Members of the National Guard walk along North Avenue near where Monday’s riots occurred following the funeral for Freddie Gray, after a 10 p.m. curfew went into effect Wednesday, April 29, 2015, in Baltimore. (AP Photo/David Goldman)

 

(Politico) – A casual CNN viewer would have had good reason this morning to think that the rioting, looting and arson that took place yesterday in Baltimore after the Freddie Gray funeral was still happening because the signature airborne shot of the pillaging of that CVS drug store was still airing.

I isolate my criticism on CNN, but it’s not the only cable network to loop scenes of Monday’s violence as video wallpaper for Tuesday’s jabbering anchors—even though the real rioting had ceased. Nor is such looping unusual. Cable news routinely recycles and re-recycles the most striking video from newsworthy accidents, plane crashes, riots, and natural calamities without adding a time/date stamp to indicate that they’re not “live.”

Nor am I the only one complaining. Today, President Barack Obama groused about the practice. “One burning building will be looped on television over and over again,” Obama said, adding his disappointment that the peaceful demonstrations that preceded the uprising were relatively ignored by the press.

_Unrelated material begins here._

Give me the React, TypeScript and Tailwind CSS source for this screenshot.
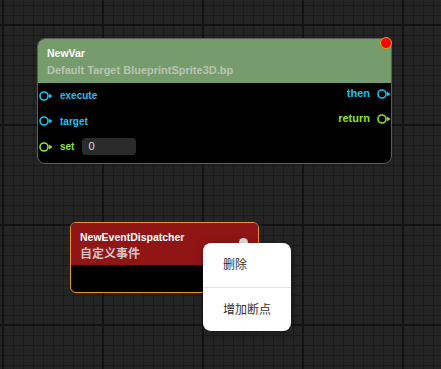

Of course, Obama is wrong to think that two days of peaceful demonstrations outrank one day of violence. He’d last five minutes in my profession with news sense like that. In fact, violent and graphic footage is almost always newsworthy in its first dozen airings. If video exists of an unarmed man being repeatedly shot in the back, that’s news. If floodwaters transform New Orleans streets into a river delta, and cameras are there to record the images, that’s news, too. If the trade towers fall, that’s news, as well. But Obama is right to slam cable’s tendency to use yesterday’s clips to bolster viewer interest in stories that have already peaked. TV news reruns and reruns sensational footage because it knows sensational footage, no matter how dated, is an easy way to keep viewers emotionally engaged—and, in turn, keep them tuned in.